What has re-emerged is a panel roughly 2.8 metres by 1.8 metres, carrying an unusually varied repertoire of cup and ring marks, the term used for the prehistoric abstract carvings, widespread across Atlantic Europe, in which a small hemispherical depression, the cup, is surrounded by one or more incised concentric rings. At Derreeny, the carver or carvers were working through several variations: four cups with a single ring, two with double rings, and one cup enclosed by a triple ring reaching up to 19 centimetres across. Beside that last motif sits a line of three plain cup marks, as if placed in deliberate relationship with it. Elsewhere on the surface, a cup and ring is encircled by a cluster of smaller cups in what is described as a rosette arrangement, spanning 24 centimetres, a motif that appears at only a handful of sites. There are also eight confirmed cup marks and two probable ones, one of which has a short arc curving beside it, possibly the beginning of a ring that was never completed.

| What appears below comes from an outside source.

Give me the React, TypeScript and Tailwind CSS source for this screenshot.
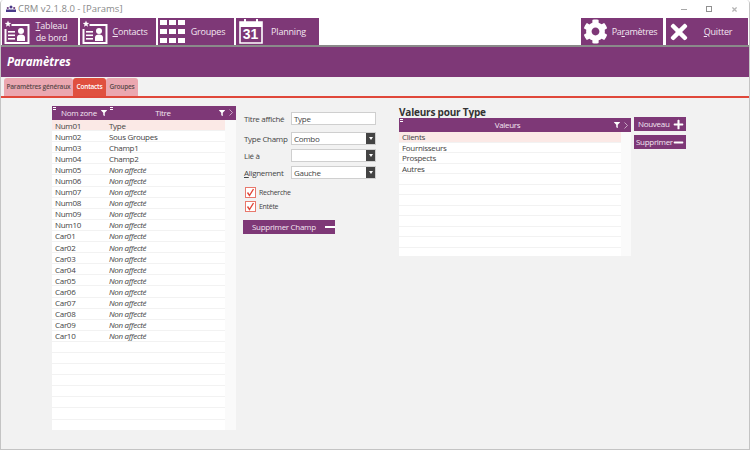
import { FaCog, FaTimes, FaPlus, FaMinus, FaFilter } from "react-icons/fa";

const P = "bg-[#7e3877]";

function Card() {
  return (
    <svg width="26" height="24" viewBox="0 0 26 24" fill="none">
      <path d="M4 0.5l0.9 2.3 2.4 0.1-1.9 1.5 0.7 2.3-2.1-1.3-2 1.3 0.6-2.3L0.7 2.9l2.4-.1z" fill="#fff" />
      <path d="M7.5 5H24.5V23H1.5V9" stroke="#fff" strokeWidth="2" />
      <rect x="4" y="11" width="7" height="1.6" fill="#fff" />
      <rect x="4" y="14.5" width="7" height="1.6" fill="#fff" />
      <rect x="4" y="18" width="7" height="1.6" fill="#fff" />
      <circle cx="17" cy="11" r="3" fill="#fff" />
      <path d="M13 21v-3.5c0-2 1.5-3 4-3s4 1 4 3V21z" fill="#fff" />
    </svg>
  );
}

function Grid() {
  return (
    <div className="grid grid-cols-3 gap-x-[2px] gap-y-[4px] w-[25px]">
      {Array.from({ length: 9 }).map((_, i) => (
        <div key={i} className="h-[5px] bg-white" />
      ))}
    </div>
  );
}

function Calendar() {
  return (
    <div className="relative w-[24px] h-[25px] mt-[-1px]">
      <svg width="24" height="25" viewBox="0 0 24 25" fill="none">
        <path d="M1 3H23V24H1Z" stroke="#fff" strokeWidth="1.6" fill="none" />
        <rect x="1" y="3" width="22" height="5" fill="#fff" />
        <rect x="5" y="0" width="2" height="5" fill="#fff" />
        <rect x="17" y="0" width="2" height="5" fill="#fff" />
      </svg>
      <span className="absolute left-0 right-0 top-[8px] text-center text-[14px] leading-[15px] font-bold text-white font-['Liberation_Sans',sans-serif] tracking-normal">31</span>
    </div>
  );
}

function TopBtn({ w, icon, children, pr }: { w: string; icon: React.ReactNode; children: React.ReactNode; pr: string }) {
  return (
    <div className={`${w} ${pr} h-[27px] ${P} flex items-center text-white pl-[1px]`}>
      <div className="w-[27px] flex justify-center shrink-0">{icon}</div>
      <div className="flex-1 text-center text-[9px] leading-[12px] tracking-[-0.2px] text-[#f3e6f1] whitespace-nowrap">{children}</div>
    </div>
  );
}

function Sort() {
  return (
    <span className="flex flex-col gap-[1px] absolute left-[1px] top-[1px]">
      <span className="block w-[3px] h-[1px] bg-white" />
      <span className="block w-[3px] h-[1px] bg-white" />
    </span>
  );
}

function Chevron() {
  return (
    <svg width="4" height="7" viewBox="0 0 4 7" fill="none" className="shrink-0">
      <path d="M0.5 0.5L3.5 3.5L0.5 6.5" stroke="#d9c2d6" strokeWidth="0.8" />
    </svg>
  );
}

const rowsLeft: [string, string][] = [
  ["Num01", "Type"], ["Num02", "Sous Groupes"], ["Num03", "Champ1"], ["Num04", "Champ2"],
  ...["Num05", "Num06", "Num07", "Num08", "Num09", "Num10", "Car01", "Car02", "Car03", "Car04", "Car05", "Car06", "Car07", "Car08", "Car09", "Car10"].map(
    (n) => [n, "Non affecté"] as [string, string]
  ),
  ...Array.from({ length: 8 }).map(() => ["", ""] as [string, string]),
];

const rowsRight = ["Clients", "Fournisseurs", "Prospects", "Autres", "", "", "", "", "", "", "", ""];

function FormRow({ label, value, combo, extra }: { label: React.ReactNode; value: string; combo?: boolean; extra?: string }) {
  return (
    <div className={`flex items-center h-[13px] ${extra ?? ""}`}>
      <div className="w-[47px] text-[8px] leading-[13px] text-[#444] whitespace-nowrap">{label}</div>
      <div className="w-[85px] h-[13px] bg-white border border-[#cfcfcf] flex items-center pl-[2px] text-[8px] text-[#444]">
        <span className="flex-1">{value}</span>
        {combo && (
          <span className="w-[9px] h-[11px] bg-[#444] flex items-center justify-center">
            <span className="block border-x-[2.5px] border-t-[3px] border-x-transparent border-t-white" />
          </span>
        )}
      </div>
    </div>
  );
}

function Check({ label }: { label: string }) {
  return (
    <div className="flex items-center gap-[3px] h-[11px] ml-[2px]">
      <div className="w-[11px] h-[11px] bg-white border border-[#e8786c] flex items-center justify-center">
        <svg width="9" height="9" viewBox="0 0 9 9" fill="none">
          <path d="M1.5 4.5L3.5 7.5L7.5 1" stroke="#e0483a" strokeWidth="1.4" />
        </svg>
      </div>
      <span className="text-[7px] text-[#444] leading-[11px]">{label}</span>
    </div>
  );
}

export default function App() {
  return (
    <div className="w-[750px] h-[450px] overflow-hidden bg-[#f2f2f2] font-['Open_Sans',sans-serif] tracking-[-0.3px] flex flex-col border-x border-b border-[#c4c4c4] rounded-t-[4px]">
      {/* title bar */}
      <div className="h-[18px] bg-white flex items-center shrink-0 pl-[5px]">
        <svg width="10" height="8" viewBox="0 0 10 8" className="mr-[2px]">
          <circle cx="5" cy="2" r="1.5" fill="#4a3a8a" />
          <circle cx="1.8" cy="3" r="1.1" fill="#6b3a7a" />
          <circle cx="8.2" cy="3" r="1.1" fill="#6b3a7a" />
          <rect x="0" y="4.5" width="10" height="2.5" fill="#4a3a8a" />
        </svg>
        <span className="text-[9.5px] tracking-normal text-[#8a8a8a]">CRM v2.1.8.0 - [Params]</span>
        <div className="ml-auto flex items-center gap-[19px] pr-[11px]">
          <span className="block w-[6px] h-[1px] bg-[#a8a8a8]" />
          <span className="block w-[6px] h-[6px] border border-[#909090]" />
          <FaTimes className="text-[#b5b5b5] w-[7px] h-[7px]" />
        </div>
      </div>

      {/* toolbar */}
      <div className="h-[27px] flex items-center gap-[2px] pl-[1px] pr-[1px] shrink-0 bg-white">
        <TopBtn w="w-[76px]" pr="pr-[5px]" icon={<Card />}><span><u>T</u>ableau<br />de bord</span></TopBtn>
        <TopBtn w="w-[76px]" pr="pr-[4px]" icon={<Card />}><span><u>C</u>ontacts</span></TopBtn>
        <TopBtn w="w-[76px]" pr="pr-[4px]" icon={<Grid />}>Groupes</TopBtn>
        <TopBtn w="w-[83px]" pr="pr-[6px]" icon={<Calendar />}>Planning</TopBtn>
        <div className="ml-auto flex gap-[3px]">
          <div className={`w-[82px] h-[27px] ${P} flex items-center pl-[2px] pr-[2px]`}>
            <FaCog className="text-white w-[25px] h-[25px] shrink-0" />
            <span className="flex-1 text-center text-[9px] tracking-[-0.3px] text-[#f3e6f1]">Pa<u>r</u>amètres</span>
          </div>
          <div className={`w-[82px] h-[27px] ${P} flex items-center pl-[1px] pr-[3px]`}>
            <FaTimes className="text-white w-[24px] h-[24px] shrink-0" />
            <span className="flex-1 text-center text-[9px] tracking-[-0.2px] text-[#f3e6f1]"><u>Q</u>uitter</span>
          </div>
        </div>
      </div>

      {/* header */}
      <div className={`h-[32px] border-t-2 border-[#8a8a8a] ${P} shrink-0 flex items-center pl-[6px]`}>
        <span className="text-white text-[11.5px] tracking-normal font-bold italic">Paramètres</span>
      </div>

      {/* tabs */}
      <div className="h-[19px] pl-[3px] flex items-end shrink-0 border-b-2 border-[#e0483a] box-content">
        <div className="h-[18px] w-[69px] bg-[#eba7b0] rounded-t-[3px] text-[6.5px] tracking-[-0.2px] leading-[18px] text-center font-semibold text-[#5a4a4a] whitespace-nowrap">Paramètres généraux</div>
        <div className="h-[18px] w-[33px] bg-[#e0503f] rounded-t-[3px] text-[6.5px] tracking-[-0.2px] leading-[18px] text-center font-semibold text-white">Contacts</div>
        <div className="h-[18px] w-[32px] bg-[#eba7b0] rounded-t-[3px] text-[6.5px] tracking-[-0.2px] leading-[18px] text-center font-semibold text-[#5a4a4a]">Groupes</div>
      </div>

      {/* content */}
      <div className="flex-1 flex items-start pl-[51px] pt-[7px]">
        {/* left table */}
        <div className="w-[184px] mt-[1px] bg-[#fafafa] shrink-0">
          <div className={`${P} h-[14px] flex items-center text-[8px] leading-[12px] pb-[1px] text-[#f3e6f1] relative`}>
            <div className="w-[57px] relative flex items-center pl-[9px] h-full">
              <Sort />
              <span>Nom zone</span>
              <FaFilter className="text-white w-[6px] h-[6px] ml-[4px]" />
            </div>
            <div className="flex-1 relative flex items-center h-full">
              <Sort />
              <span className="flex-1 text-center pr-[2px]">Titre</span>
              <FaFilter className="text-white w-[6px] h-[6px]" />
              <span className="ml-[4px] mr-[3px] flex"><Chevron /></span>
            </div>
          </div>
          <div className="w-[173px] h-[310px] overflow-hidden">
            {rowsLeft.map(([a, b], i) => (
              <div key={i} className={`h-[11.1px] pt-[1px] flex items-center text-[8px] text-[#444] border-b border-[#f2f2f2] ${i === 0 ? "bg-[#fbe9e6]" : "bg-white"}`}>
                <span className="w-[57px] pl-[3px]">{a}</span>
                <span className={b === "Non affecté" ? "italic" : ""}>{b}</span>
              </div>
            ))}
          </div>
        </div>

        {/* form */}
        <div className="w-[155px] ml-[7px] shrink-0 flex flex-col">
          <div className="flex flex-col gap-[4px] pl-[1px] mt-[7px]">
            <FormRow label="Titre affiché" value="Type" extra="mb-[3px]" />
            <FormRow label="Type Champ" value="Combo" combo />
            <FormRow label="Lié à" value="" combo />
            <FormRow label={<span><u>A</u>lignement</span>} value="Gauche" combo />
          </div>
          <div className="flex flex-col gap-[3px] mt-[8px]">
            <Check label="Recherche" />
            <Check label="Entête" />
          </div>
          <div className={`${P} w-[92px] h-[14px] mt-[8px] flex items-center text-[8px] text-[#f3e6f1] pl-[9px] whitespace-nowrap`}>
            <span>Supprimer Champ</span>
            <span className="block w-[10px] h-[2px] bg-white ml-[9px]" />
          </div>
        </div>

        {/* values */}
        <div className="w-[232px] shrink-0 ml-[1px] mt-[2px]">
          <div className="text-[10px] leading-[11px] font-bold text-[#333] tracking-[-0.2px]">Valeurs pour Type</div>
          <div className="bg-[#fafafa]">
            <div className={`${P} h-[14px] relative flex items-center text-[8px] text-[#f3e6f1]`}>
              <Sort />
              <span className="flex-1 text-center pl-[2px]">Valeurs</span>
              <FaFilter className="text-white w-[6px] h-[6px]" />
              <span className="ml-[4px] mr-[3px] flex"><Chevron /></span>
            </div>
            <div className="w-[222px] h-[124px] overflow-hidden">
              {rowsRight.map((r, i) => (
                <div key={i} className={`h-[10.5px] pt-[1px] flex items-center pl-[3px] text-[8px] text-[#444] border-b border-[#f2f2f2] ${i === 0 ? "bg-[#fbe9e6]" : "bg-white"}`}>
                  {r}
                </div>
              ))}
            </div>
          </div>
        </div>

        {/* buttons */}
        <div className="ml-[3px] mt-[12px] flex flex-col gap-[4px] shrink-0">
          <div className={`${P} w-[52px] h-[14px] flex items-center text-[8px] text-[#f3e6f1] pl-[4px]`}>
            <span>Nouveau</span>
            <FaPlus className="text-white w-[11px] h-[11px] ml-auto mr-[2px]" />
          </div>
          <div className={`${P} w-[52px] h-[14px] flex items-center text-[8px] text-[#f3e6f1] pl-[2px]`}>
            <span>Supprimer</span>
            <FaMinus className="text-white w-[11px] h-[11px] ml-auto mr-[2px]" />
          </div>
        </div>
      </div>
    </div>
  );
}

What makes the Derreeny panel particularly interesting is the condition in which it was found. The rock surface shows almost no lichen on the decorated area, and the geological striations, natural fissures in the stone that cross each other at nearly right angles, remain sharply defined. Lichen colonises exposed rock over long periods, so its absence here strongly suggests the carved surface has only recently come to light, perhaps uncovered by erosion, shifting vegetation, or disturbance of the surrounding ground. The carvings themselves appear correspondingly fresh, their edges well-preserved rather than softened by centuries of weathering. Cup and ring art is generally associated with the Neolithic and Bronze Age periods, making the motifs several thousand years old even if the surface has only lately re-emerged into the open air. The panel was reported by Ken Williams, who also compiled the formal record of the site.